Brasileiros – Muitos jovens compositores aqui no Rio de Janeiro dizem que não escrevem para orquestra porque nunca veriam suas músicas executadas. Qual é a chance de uma música de um jovem artista ser tocada por uma sinfônica?
L.A. –
Essa queixa é pertinente, pois a maior parte das orquestras se preocupa unicamente em agradar ao público e não a educá-lo. Uma orquestra é um organismo muito caro e o risco de perder público pode ser um componente importante na hora da tomada de decisões.

Brasileiros – O repertório da OSN tem sido renovado ou a preferência continua pelos clássicos e românticos?
L.A. –
A Sinfônica Nacional tem como seus principais objetivos promover e difundir a música brasileira. Esse tem sido o motor propulsor de nossas atividades, ainda que não deixemos de fazer todo o repertório internacional, de estilo clássico, romântico e contemporâneo. Temos realizado uma série de gravações sobre a história da música brasileira – intitulada Música Brasileira no Tempo – para o MEC, em forma de CDs e DVDs, com a finalidade de serem distribuídos a todas as escolas públicas do território nacional. Além disso, temos feito turnês pelo País, divulgando a música brasileira, e temos prevista uma turnê internacional com o mesmo propósito.

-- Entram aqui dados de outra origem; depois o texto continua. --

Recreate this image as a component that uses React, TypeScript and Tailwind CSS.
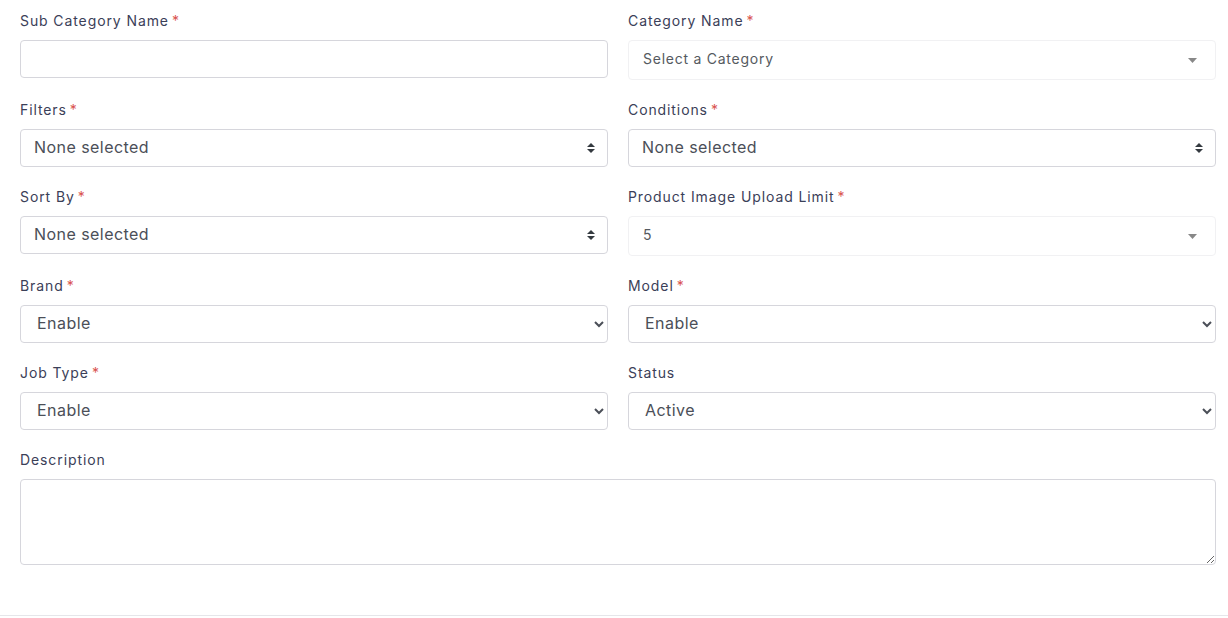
import React from 'react';

const font = { fontFamily: 'Inter, "Noto Sans", sans-serif' };

function Label({ text, required = true }: { text: string; required?: boolean }) {
  return (
    <label className="mb-[9px] block h-[21px] text-[14px] leading-[21px] tracking-[0.9px] text-[#3b4058]">
      {text}
      {required && <span className="ml-[3px] text-[#d9534f]">*</span>}
    </label>
  );
}

function MultiSelect() {
  return (
    <button
      type="button"
      className="flex h-[38px] w-full items-center justify-between rounded-[4px] border border-[#d6d6dc] bg-white pl-[13px] pr-[12px] text-left text-[16px] tracking-[0.45px] text-[#4b4f58]"
    >
      <span className="-mt-[2px]">None selected</span>
      <svg width="8" height="12" viewBox="0 0 8 12" className="fill-[#343a40]">
        <path d="M0 5 L4 1 L8 5 Z" />
        <path d="M0 7 L4 11 L8 7 Z" />
      </svg>
    </button>
  );
}

function Select2({ value }: { value: string }) {
  return (
    <div className="flex h-[40px] w-full items-center justify-between rounded-[4px] border border-[#f1f1f3] bg-white pl-[14px] pr-[18px] text-[14px] tracking-[0.75px] text-[#555a60]">
      <span className="-mt-[3px]">{value}</span>
      <svg width="9" height="5" viewBox="0 0 9 5" className="fill-[#888]">
        <path d="M0 0 H9 L4.5 5 Z" />
      </svg>
    </div>
  );
}

function NativeSelect({ value, options }: { value: string; options: string[] }) {
  return (
    <select
      defaultValue={value}
      className="h-[38px] w-full rounded-[4px] border border-[#d6d6dc] bg-white pb-[2px] pl-[12px] pr-[6px] text-[16px] tracking-[0.45px] text-[#4b4f58] outline-none"
      style={font}
    >
      {options.map((o) => (
        <option key={o}>{o}</option>
      ))}
    </select>
  );
}

export default function App() {
  return (
    <div className="min-h-[618px] bg-white" style={font}>
      <div className="pl-5 pr-3 pt-[10px]">
        <div className="mb-[19px] grid grid-cols-2 gap-x-5">
          <div>
            <Label text="Sub Category Name" />
            <input
              type="text"
              className="h-[38px] w-full rounded-[4px] border border-[#d6d6dc] bg-white px-3 text-[16px] outline-none"
            />
          </div>
          <div>
            <Label text="Category Name" />
            <Select2 value="Select a Category" />
          </div>
        </div>

        <div className="mb-[19px] grid grid-cols-2 gap-x-5">
          <div>
            <Label text="Filters" />
            <MultiSelect />
          </div>
          <div>
            <Label text="Conditions" />
            <MultiSelect />
          </div>
        </div>

        <div className="mb-[19px] grid grid-cols-2 gap-x-5">
          <div>
            <Label text="Sort By" />
            <MultiSelect />
          </div>
          <div>
            <Label text="Product Image Upload Limit" />
            <Select2 value="5" />
          </div>
        </div>

        <div className="mb-[19px] grid grid-cols-2 gap-x-5">
          <div>
            <Label text="Brand" />
            <NativeSelect value="Enable" options={['Enable', 'Disable']} />
          </div>
          <div>
            <Label text="Model" />
            <NativeSelect value="Enable" options={['Enable', 'Disable']} />
          </div>
        </div>

        <div className="mb-[19px] grid grid-cols-2 gap-x-5">
          <div>
            <Label text="Job Type" />
            <NativeSelect value="Enable" options={['Enable', 'Disable']} />
          </div>
          <div>
            <Label text="Status" required={false} />
            <NativeSelect value="Active" options={['Active', 'Inactive']} />
          </div>
        </div>

        <div>
          <Label text="Description" required={false} />
          <textarea className="block h-[86px] w-full rounded-[4px] border border-[#d6d6dc] bg-white px-3 py-2 text-[16px] outline-none" />
        </div>
      </div>
      <div className="mt-[50px] border-t border-[#e6e6ea]" />
    </div>
  );
}
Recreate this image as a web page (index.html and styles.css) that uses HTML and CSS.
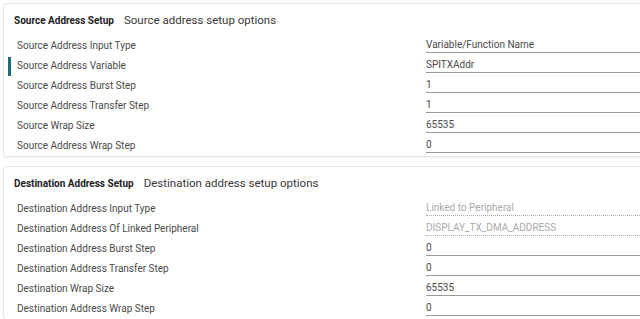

Brasileiros – Quais são as vantagens e as desvantagens de estarem ligados a uma universidade?
L.A. –
Uma das vantagens é que ficamos em contato com a multidisciplinaridade característica de uma instituição dessa natureza. As desvantagens decorrem, pela mesma razão, por estarmos situados em um organismo com tantos interesses e preocupações, e o nosso é só mais um. Obviamente, a falta de recursos é um complicador imperioso.